The Swan Coastal Plain is a particularly important centre for certain types of plants, including Banksia, but also Caladenia orchids and Leucopogon shrubs, indeed some genera, such as the Dryandra series of Banksia and the Synaphea flowers are found nowhere else in the world. Other flora of the plain includes a type of mistletoe called the Christmas tree.

===Fauna===
The coastal plains are home to a number of marsupials from the large western grey kangaroo to the very small southwestern pygmy possum and mouse-like honey possum. Remnant populations of some marsupials are found on offshore islands including the tammar wallaby and the quokka, the latter particularly on Rottnest Island. The coastal plains skink, discovered in 2012, is endemic to sand dunes in the area, and is threatened by residential development.

===Threats and preservation===
Much of the plain has been cleared for agriculture and urban development, especially in and around Perth, where the heath has been almost entirely cleared as far as the Darling Scarp and the city is spreading up and down the coast.
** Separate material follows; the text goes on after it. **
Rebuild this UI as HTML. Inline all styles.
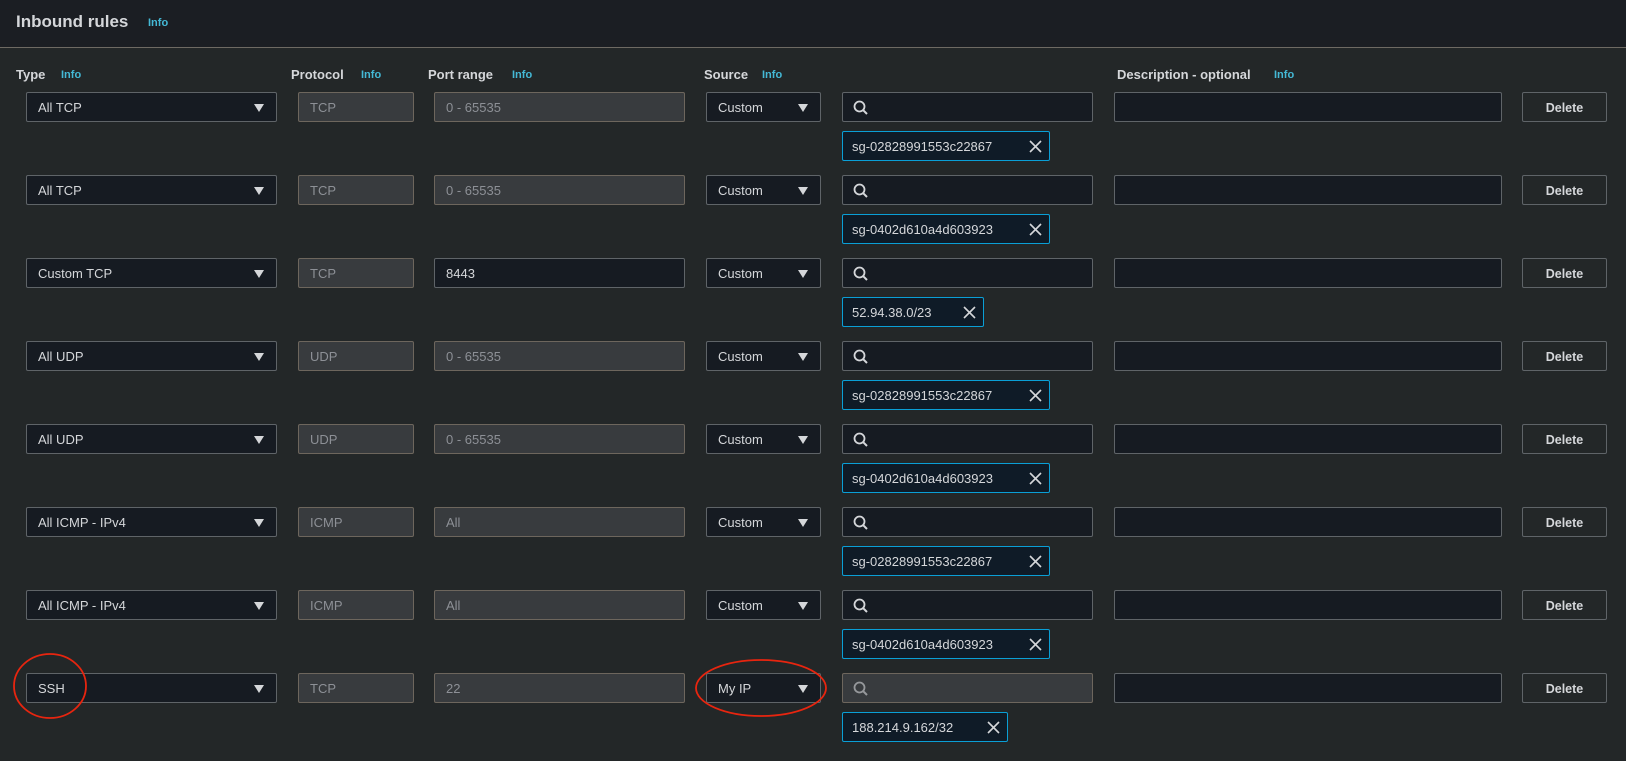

Although some areas are protected, clearance is going on while the plant disease Phytophthora dieback and changes to traditional fire regimens affect the heathland vegetation including the Banksia trees. Protected areas include Kings Park, Beeliar Wetlands, Star Swamp, Hepburn Heights Bushland, Canning River Regional Park, Bold Park, Whiteman Park, Kensington Bushland and Thomsons Lake.

==History==
Traditionally, this area was under the care and control of the Yued, Whadjuk, Binjareb, and Wardandi Noongar peoples, whose hunter-gathering firestick farming practices maintained the climax vegetations old growth forests observed at the time of first contact. At this time, the kwongan heathland was much more widespread along the coast.
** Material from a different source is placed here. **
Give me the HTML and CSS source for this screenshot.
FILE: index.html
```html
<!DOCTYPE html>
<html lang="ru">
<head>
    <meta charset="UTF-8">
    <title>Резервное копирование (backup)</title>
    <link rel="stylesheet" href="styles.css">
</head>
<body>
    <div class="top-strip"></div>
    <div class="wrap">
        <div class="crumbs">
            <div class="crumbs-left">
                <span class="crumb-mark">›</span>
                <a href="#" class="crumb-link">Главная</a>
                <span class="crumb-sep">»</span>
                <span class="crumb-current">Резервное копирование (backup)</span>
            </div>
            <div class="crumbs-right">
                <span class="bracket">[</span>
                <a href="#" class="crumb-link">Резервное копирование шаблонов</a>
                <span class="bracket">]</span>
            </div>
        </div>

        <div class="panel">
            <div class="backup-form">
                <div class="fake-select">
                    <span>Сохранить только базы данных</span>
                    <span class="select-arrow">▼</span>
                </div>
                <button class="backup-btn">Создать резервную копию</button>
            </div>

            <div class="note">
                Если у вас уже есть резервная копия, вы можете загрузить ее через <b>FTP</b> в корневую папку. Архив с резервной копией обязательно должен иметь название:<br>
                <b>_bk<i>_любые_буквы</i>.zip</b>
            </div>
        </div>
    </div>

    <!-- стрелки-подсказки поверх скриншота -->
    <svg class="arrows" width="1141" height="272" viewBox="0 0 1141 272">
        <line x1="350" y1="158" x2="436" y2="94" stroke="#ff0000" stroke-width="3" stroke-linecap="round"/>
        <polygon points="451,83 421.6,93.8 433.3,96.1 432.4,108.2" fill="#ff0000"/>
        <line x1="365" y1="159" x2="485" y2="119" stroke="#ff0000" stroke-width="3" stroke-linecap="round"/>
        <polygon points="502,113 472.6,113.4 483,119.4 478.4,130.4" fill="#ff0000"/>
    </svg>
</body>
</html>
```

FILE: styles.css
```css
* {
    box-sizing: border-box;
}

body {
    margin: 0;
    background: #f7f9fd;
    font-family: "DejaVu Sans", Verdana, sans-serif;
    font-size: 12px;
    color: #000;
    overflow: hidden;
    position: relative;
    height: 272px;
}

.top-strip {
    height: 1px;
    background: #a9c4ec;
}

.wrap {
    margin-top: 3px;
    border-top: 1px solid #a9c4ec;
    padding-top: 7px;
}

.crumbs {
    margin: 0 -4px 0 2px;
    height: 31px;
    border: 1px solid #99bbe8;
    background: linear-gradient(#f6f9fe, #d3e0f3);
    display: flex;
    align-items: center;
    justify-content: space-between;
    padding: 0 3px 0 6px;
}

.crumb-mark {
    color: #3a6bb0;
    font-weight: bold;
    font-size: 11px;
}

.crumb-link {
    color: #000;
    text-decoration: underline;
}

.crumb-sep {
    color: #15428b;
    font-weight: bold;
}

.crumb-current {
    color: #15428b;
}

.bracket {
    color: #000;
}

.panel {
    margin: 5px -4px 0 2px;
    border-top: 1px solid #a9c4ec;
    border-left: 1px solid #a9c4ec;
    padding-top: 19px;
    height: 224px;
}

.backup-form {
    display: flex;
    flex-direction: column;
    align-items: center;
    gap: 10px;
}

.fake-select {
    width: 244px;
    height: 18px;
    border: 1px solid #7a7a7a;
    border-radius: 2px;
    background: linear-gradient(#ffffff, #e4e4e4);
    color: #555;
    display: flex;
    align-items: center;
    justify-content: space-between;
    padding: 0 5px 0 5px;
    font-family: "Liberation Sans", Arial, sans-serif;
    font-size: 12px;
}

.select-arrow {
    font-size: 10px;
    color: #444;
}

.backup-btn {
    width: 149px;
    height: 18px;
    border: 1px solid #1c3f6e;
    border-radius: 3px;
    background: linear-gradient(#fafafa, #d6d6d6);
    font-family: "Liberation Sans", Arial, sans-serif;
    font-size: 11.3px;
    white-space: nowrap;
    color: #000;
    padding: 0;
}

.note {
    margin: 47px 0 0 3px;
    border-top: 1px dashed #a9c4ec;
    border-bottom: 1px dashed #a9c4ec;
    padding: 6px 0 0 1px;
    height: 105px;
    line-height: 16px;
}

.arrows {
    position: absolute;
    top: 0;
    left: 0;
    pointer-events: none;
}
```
In the 1830s, it was originally named Great Plain of Quartania or Plain of Quartania by James Stirling, the first governor of Western Australia, but those terms have fallen into disuse.

European settlement led to many of the wetlands areas being drained for land reclamation to take advantage of the fertile soil for farming enterprises, and for expansion of parks and recreation areas. The city of Perth sits on an area of reclaimed wetlands. Between 49% (Riggert, 1966) and 80% (Godfrey, 1989) of the wetlands on the coastal plain is thought to have been drained, filled, or cleared since 1832. Lake Monger and Herdsman Lake are the last two major wetlands remaining in close proximity to the city.

Lake Monger was originally part of a series of freshwater wetlands running north from the Swan River along the coastal plain for about 50 km. Lake Monger with Georgiana Lake and Lake Sutherland (both near Mitchell Freeway, near Sutherland and Newcastle streets) and Herdsman Lake made up what was known as "The Great Lakes District". Other lakes and swamps in the immediate northern vicinity of the early Perth township were Lake Kingsford (site of the current Perth railway station), Lake Irwin (Perth Entertainment Centre) and further north were Stone's Lake (Perth Oval), Lake Poullet (First Swamp, part of what is now Birdwood Square), Lake Thomson (Mews Swamp, between Lake, Brisbane, and Beaufort Streets) and Lake Henderson (parts of what is now Robertson Park and Dorrien Gardens). Further north still lay Second Swamp (Bulwer Street, east of Lake Street), Third Swamp (Hyde Park), and Three Island Lake and Smith's Lake (now Charles Veryard Reserve). Many of these lakes formed a natural interconnected drainage system which found its way into the Swan River at East Perth through Claise Brook. In 1833, water draining from Lakes Kingsford, Irwin, Sutherland, and Henderson was used to drive a water-driven mill located in Mill Street.